Whether it’s forecasting the weather or forecasting contact volume, forecasting is dependent on a set of data in the hands of an expert. The most accurate weather forecasts (AccuWeather, National Weather Service, Weather Channel), correctly forecast precipitation the NEXT DAY 82% of the time according to weather watchdog Forecast Advisor. In the world of contact centers, forecasting contact volume is vital to proper staffing and preparation and 82% won’t cut it. At the VIZIO Dakota Dunes Contact Center William Kranig is responsible for Workforce Management and developing the all-important contact forecast.

Staffing, training, IT and facility planning, and outsourcing all are at-risk without an accurate contact forecast. Delving into William’s world reveals the questions, answers, sound logic and data used to develop one of the most important pieces of any contact center. William must be able to support the logic he uses, as the forecast will be vigorously reviewed and scrutinized. He creates a monthly forecast which must be delivered to each contact site a month in advance. Forget next day, William is looking a MONTH OUT. That’s when the forecast lock-down takes place, so the sites have adequate time to staff.

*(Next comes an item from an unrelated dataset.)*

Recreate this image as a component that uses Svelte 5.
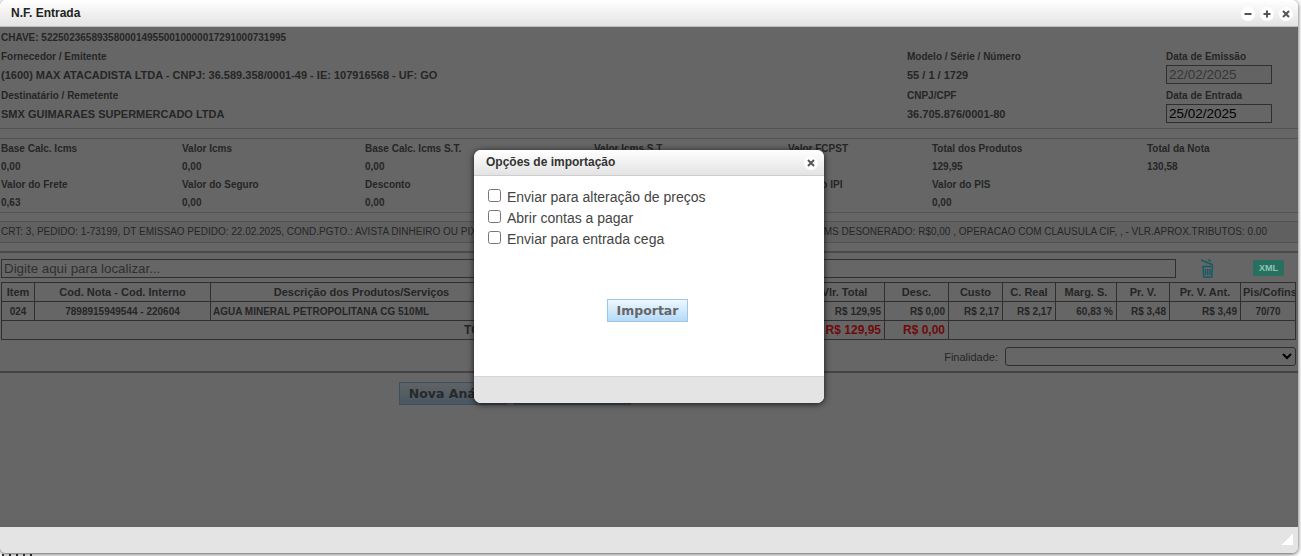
<script lang="ts">
	const totals = [
		[
			['Base Calc. Icms', '0,00'],
			['Valor Icms', '0,00'],
			['Base Calc. Icms S.T.', '0,00'],
			['Valor Icms S.T', '0,00'],
			['Valor FCPST', '0,00'],
			['Total dos Produtos', '129,95'],
			['Total da Nota', '130,58']
		],
		[
			['Valor do Frete', '0,63'],
			['Valor do Seguro', '0,00'],
			['Desconto', '0,00'],
			['Outras Despesas', '0,00'],
			['Valor do IPI', '0,00'],
			['Valor do PIS', '0,00'],
			['', '']
		]
	];
	const columns = [33, 176, 302, 292, 80, 64, 54, 53, 61, 53, 71, 55];
	const heads = [
		'Item',
		'Cod. Nota - Cod. Interno',
		'Descrição dos Produtos/Serviços',
		'',
		'Vlr. Total',
		'Desc.',
		'Custo',
		'C. Real',
		'Marg. S.',
		'Pr. V.',
		'Pr. V. Ant.',
		'Pis/Cofins'
	];
	const options = [
		'Enviar para alteração de preços',
		'Abrir contas a pagar',
		'Enviar para entrada cega'
	];
</script>

<div class="page">
	<div class="peek"></div>
	<div class="peek bottom"></div>
	<div class="window">
		<header class="titlebar">
			<span class="title">N.F. Entrada</span>
			<div class="controls">
				<button aria-label="minimizar" class="ctl">
					<svg viewBox="0 0 10 10"><path d="M1.5 5h7" /></svg>
				</button>
				<button aria-label="maximizar" class="ctl">
					<svg viewBox="0 0 10 10"><path d="M1.5 5h7M5 1.5v7" /></svg>
				</button>
				<button aria-label="fechar" class="ctl">
					<svg viewBox="0 0 10 10"><path d="M2 2l6 6M8 2l-6 6" /></svg>
				</button>
			</div>
		</header>

		<main class="body">
			<div class="chave">CHAVE: 52250236589358000149550010000017291000731995</div>
			<div class="head-grid">
				<span class="lbl">Fornecedor / Emitente</span>
				<span class="lbl">Modelo / Série / Número</span>
				<span class="lbl">Data de Emissão</span>
				<span class="val">(1600) MAX ATACADISTA LTDA - CNPJ: 36.589.358/0001-49 - IE: 107916568 - UF: GO</span>
				<span class="val">55 / 1 / 1729</span>
				<input class="date" disabled value="22/02/2025" />
				<span class="lbl">Destinatário / Remetente</span>
				<span class="lbl">CNPJ/CPF</span>
				<span class="lbl">Data de Entrada</span>
				<span class="val">SMX GUIMARAES SUPERMERCADO LTDA</span>
				<span class="val">36.705.876/0001-80</span>
				<input class="date" value="25/02/2025" />
			</div>

			<div class="gap"></div>

			<div class="totals">
				{#each totals as row}
					{#each row as cell}
						<div class="cell">
							<span class="lbl">{cell[0]}</span>
							<span class="amount">{cell[1]}</span>
						</div>
					{/each}
				{/each}
			</div>

			<div class="thin"></div>
			<div class="info">
				CRT: 3, PEDIDO: 1-73199, DT EMISSAO PEDIDO: 22.02.2025, COND.PGTO.: AVISTA DINHEIRO OU PIX, FRETE: R$0,63 , DESC.: R$0,00 , BASE ST: R$0,00 , FCP: R$0,00 , VLR.ICMS DESONERADO: R$0,00 , OPERACAO COM CLAUSULA CIF, , - VLR.APROX.TRIBUTOS: 0.00
			</div>
			<div class="spacer"></div>

			<div class="search-row">
				<input class="search" placeholder="Digite aqui para localizar..." />
				<svg class="trash" viewBox="0 0 15 19" aria-hidden="true">
					<path d="M1 1l12 5M8 .8l3 1.4" />
					<path d="M3 7.5h9.5l-.7 10.5H3.7zM5.5 10v6M7.7 10v6M10 10v6" />
				</svg>
				<span class="xml">XML</span>
			</div>

			<table>
				<colgroup>
					{#each columns as w}
						<col style={`width:${w}px`} />
					{/each}
				</colgroup>
				<thead>
					<tr>
						{#each heads as h}
							<th>{h}</th>
						{/each}
					</tr>
				</thead>
				<tbody>
					<tr>
						<td class="c">024</td>
						<td class="c">7898915949544 - 220604</td>
						<td>AGUA MINERAL PETROPOLITANA CG 510ML</td>
						<td></td>
						<td class="r">R$ 129,95</td>
						<td class="r">R$ 0,00</td>
						<td class="r">R$ 2,17</td>
						<td class="r">R$ 2,17</td>
						<td class="r">60,83 %</td>
						<td class="r">R$ 3,48</td>
						<td class="r">R$ 3,49</td>
						<td class="c">70/70</td>
					</tr>
					<tr class="sum">
						<td colspan="3" class="r total">TOTAL:</td>
						<td></td>
						<td class="r red"><span>R$ 129,95</span></td>
						<td class="r red"><span>R$ 0,00</span></td>
						<td colspan="6"></td>
					</tr>
				</tbody>
			</table>

			<div class="finalidade">
				<label for="fin">Finalidade:</label>
				<select id="fin"><option></option></select>
			</div>
			<div class="rule"></div>

			<div class="actions">
				<button class="btn first">Nova Análise</button>
				<button class="btn second">Importar Nota</button>
			</div>

			<div class="overlay"></div>

			<section class="modal">
				<div class="modal-head">
					<span>Opções de importação</span>
					<button aria-label="fechar" class="ctl">
						<svg viewBox="0 0 10 10"><path d="M2 2l6 6M8 2l-6 6" /></svg>
					</button>
				</div>
				<div class="modal-body">
					{#each options as o}
						<label class="opt"><input type="checkbox" />{o}</label>
					{/each}
					<button class="btn import">Importar</button>
				</div>
				<div class="modal-foot"></div>
			</section>
		</main>

		<footer class="foot">
			<span class="grip"></span>
		</footer>
	</div>
</div>

<style>
	:global(body) {
		margin: 0;
		background: #fff;
		font-family: 'Liberation Sans', Arial, sans-serif;
	}
	.page {
		position: relative;
		height: 556px;
		overflow: hidden;
	}
	.peek {
		position: absolute;
		left: 140px;
		top: 0;
		width: 45px;
		height: 2px;
		background: repeating-linear-gradient(90deg, #222 0 2px, #fff 2px 3px);
	}
	.peek.bottom {
		left: 2px;
		top: 554px;
		width: 30px;
		background: repeating-linear-gradient(90deg, #333 0 2px, #fff 2px 7px);
	}
	.window {
		position: relative;
		width: 1298px;
		height: 553px;
		display: flex;
		flex-direction: column;
		border-radius: 6px;
		box-shadow: 0 1px 4px rgba(0, 0, 0, 0.7);
		overflow: hidden;
		background: #fff;
	}
	.titlebar {
		height: 27px;
		flex: none;
		box-sizing: border-box;
		display: flex;
		align-items: center;
		justify-content: space-between;
		padding: 0 5px 0 11px;
		background: linear-gradient(#fff, #e3e3e3);
		border-bottom: 1px solid #bbb;
	}
	.title {
		font-size: 12px;
		font-weight: bold;
		color: #222;
	}
	.controls {
		display: flex;
		gap: 5px;
		margin-top: 2px;
	}
	.ctl {
		width: 14px;
		height: 14px;
		padding: 2px;
		border: 0;
		border-radius: 50%;
		background: #fff;
		display: block;
	}
	.ctl svg {
		display: block;
		width: 10px;
		height: 10px;
		fill: none;
		stroke: #555;
		stroke-width: 2;
	}
	.body {
		position: relative;
		flex: 1;
		min-height: 0;
		background: #fff;
		color: #606060;
		font-size: 10px;
	}
	.overlay {
		position: absolute;
		inset: 0;
		background: rgba(0, 0, 0, 0.6);
	}
	.chave {
		height: 19px;
		line-height: 21px;
		padding-left: 1px;
		font-weight: bold;
	}
	.lbl {
		font-weight: bold;
		line-height: 19px;
	}
	.head-grid {
		display: grid;
		grid-template-columns: 906px 259px 1fr;
		grid-auto-rows: 19.5px;
		align-items: center;
		padding-left: 1px;
		padding-bottom: 4px;
		border-bottom: 1px solid #ccc;
	}
	.head-grid .lbl {
		padding-top: 1px;
	}
	.val {
		font-size: 11px;
		font-weight: bold;
		white-space: nowrap;
	}
	.date {
		box-sizing: border-box;
		width: 106px;
		height: 19px;
		margin-bottom: 2px;
		padding: 0 2px;
		border: 1px solid #777;
		background: #fff;
		font: 13.5px 'Liberation Sans', Arial, sans-serif;
		color: #000;
	}
	.date:disabled {
		color: #888;
		background: #f8f8f8;
	}
	.gap {
		height: 9px;
	}
	.totals {
		display: grid;
		grid-template-columns: 181px 183px 229px 194px 144px 215px 1fr;
		padding-left: 1px;
		border-top: 1px solid #ccc;
		border-bottom: 1px solid #ccc;
		padding-bottom: 1px;
	}
	.cell {
		display: flex;
		flex-direction: column;
		height: 36px;
		line-height: 18px;
	}
	.amount {
		font-weight: bold;
		line-height: 18px;
	}
	.thin {
		height: 8px;
		border-bottom: 1px solid #ccc;
	}
	.info {
		height: 20px;
		line-height: 19px;
		padding-left: 1px;
		background: #f0f0f0;
		border-bottom: 1px solid #ccc;
		white-space: nowrap;
		overflow: hidden;
	}
	.spacer {
		height: 8px;
	}
	.search-row {
		display: flex;
		align-items: flex-start;
		height: 19px;
		border-top: 2px solid #bbb;
		padding-top: 6px;
	}
	.search {
		box-sizing: border-box;
		width: 1175px;
		height: 19px;
		margin-left: 1px;
		padding: 0 2px;
		border: 1px solid #777;
		background: #fff;
		font: 13.33px 'Liberation Sans', Arial, sans-serif;
	}
	.search::placeholder {
		color: #777;
	}
	.trash {
		position: relative;
		z-index: 1;
		width: 15px;
		height: 19px;
		margin-left: 24px;
		fill: none;
		stroke: #145a60;
		stroke-width: 1.4;
	}
	.xml {
		position: relative;
		z-index: 1;
		width: 31px;
		height: 16px;
		margin: 1px 0 0 38px;
		border-radius: 2px;
		background: #27705f;
		color: #8fc4b6;
		font-size: 9px;
		font-weight: bold;
		line-height: 16px;
		text-align: center;
	}
	table {
		table-layout: fixed;
		border-collapse: collapse;
		width: 1294px;
		margin: 4px 0 0 1px;
		color: #606060;
	}
	th,
	td {
		height: 18px;
		padding: 0 2px;
		border: 1px solid #777;
		overflow: hidden;
		white-space: nowrap;
		font-weight: bold;
	}
	th {
		font-size: 11px;
	}
	.c {
		text-align: center;
	}
	.r {
		text-align: right;
		padding-right: 3px;
	}
	.total,
	.red {
		font-size: 12px;
	}
	.total {
		padding-right: 5px;
	}
	.red span {
		position: relative;
		z-index: 1;
		color: #700a0a;
	}
	.finalidade {
		display: flex;
		justify-content: flex-end;
		align-items: center;
		gap: 7px;
		height: 19px;
		margin-top: 7px;
		padding-right: 2px;
		font-size: 11px;
	}
	select {
		width: 291px;
		height: 19px;
		background: #fff;
		border: 1px solid #777;
		border-radius: 3px;
	}
	.rule {
		height: 5px;
		border-bottom: 2px solid #aaa;
	}
	.actions {
		display: flex;
		gap: 7px;
		margin: 9px 0 0 399px;
	}
	.btn {
		box-sizing: border-box;
		height: 23px;
		padding: 0;
		border: 1px solid #9cc6ea;
		background: linear-gradient(#eef8ff, #b4daf8);
		color: #666;
		font: bold 12.5px 'DejaVu Sans', Verdana, sans-serif;
	}
	.first {
		width: 108px;
		padding-left: 3px;
	}
	.second {
		width: 117px;
	}
	.modal {
		position: absolute;
		z-index: 2;
		left: 474px;
		top: 123px;
		width: 350px;
		height: 253px;
		display: flex;
		flex-direction: column;
		border-radius: 7px;
		overflow: hidden;
		background: #fff;
		box-shadow: 0 1px 6px rgba(0, 0, 0, 0.8);
	}
	.modal-head {
		height: 26px;
		flex: none;
		box-sizing: border-box;
		display: flex;
		align-items: center;
		justify-content: space-between;
		padding: 0 6px 0 12px;
		background: linear-gradient(#fff, #e3e3e3);
		border-bottom: 1px solid #ccc;
		font-size: 12px;
		font-weight: bold;
		color: #333;
	}
	.modal-head span {
		margin-top: -2px;
	}
	.modal-body {
		flex: 1;
		display: flex;
		flex-direction: column;
		align-items: flex-start;
		padding: 10px 14px 0;
	}
	.opt {
		display: flex;
		align-items: center;
		height: 21px;
		font-size: 14px;
		color: #444;
	}
	.opt input {
		width: 13px;
		height: 13px;
		margin: 0 6px 2px 0;
	}
	.import {
		width: 81px;
		margin: 50px 0 0 119px;
	}
	.modal-foot {
		height: 27px;
		flex: none;
		background: #e4e4e4;
		border-top: 1px solid #d4d4d4;
		box-sizing: border-box;
	}
	.foot {
		position: relative;
		height: 26px;
		flex: none;
		background: #e4e4e4;
	}
	.grip {
		position: absolute;
		right: 5px;
		bottom: 8px;
		width: 11px;
		height: 11px;
		background: linear-gradient(135deg, transparent 50%, #fff 50%);
	}
</style>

William must consider the following when developing a contact forecast:

- Historical data. What were the historical contact numbers for similar time-frames? William reviews results from as many years as there is data and then establishes a baseline.

- Sales forecast. How many units are expected to be sold and when? What models?

- Call-in rates by model. What is the model-level historical data for the last 90 days?

- User proficiency. What is the proficiency of consumers using this new product or technology, i.e. will they require help? Will a usability issue or a new technology drive calls? If so, what percentage or how many contacts?

- Installed base. These are customers who purchased VIZIO products at some time in the past. They still receive lifetime, toll-free, technical support. This base continues to grow. Based on data as far back as possible, how many installed base calls will we receive?

- Contact deflection. What is the impact of VIZIO’s contact deflection activity? Visitors to support.vizio.com can find articles, videos and almost everything online that was once done by phone.

- Sales promotions. What sales promotions will take place during this time-frame?

- Seasonal considerations. What holidays (including days before and after) will take place?

- Staffing and capacity. What is the assumed staffing and agent capacity at VIZIO Dakota Dunes and all its outsourcers? This understanding allows William to fine-tune and break the monthly forecast into a day-over-day forecast by site. Since VIZIO support is staffed using half-hour intervals, he’ll have to create a forecast to that level of detail.

Which brings us to the other area William oversees: Workforce Management. This is having the correct staff in place to handle the contact volume. Enough staff is needed to handle the volume; too few agents and we have high Average Speed of Answer (ASA) and high Abandons, too many and we are inefficient and costly. William again has multiple factors to analyze:

- Staffing. How many agents are available and when?
- Capacity. How many Calls per Agent per Day?
- Adherence to schedules. How often and what % of agents don’t show up for their shift?
- Extended hours and shifts. Will we be extending hours or shifts, using overtime or voluntary time off?
- Breaks and lunches. Can we shift some breaks and lunches and if so, what does that do to contact capacity for those intervals?

As you can see in the attached Percent to Forecast file, William’s forecast was within 9%, twelve of seventeen months since July2017, with an overall accuracy of over 96%. William makes it all look easy. It isn’t.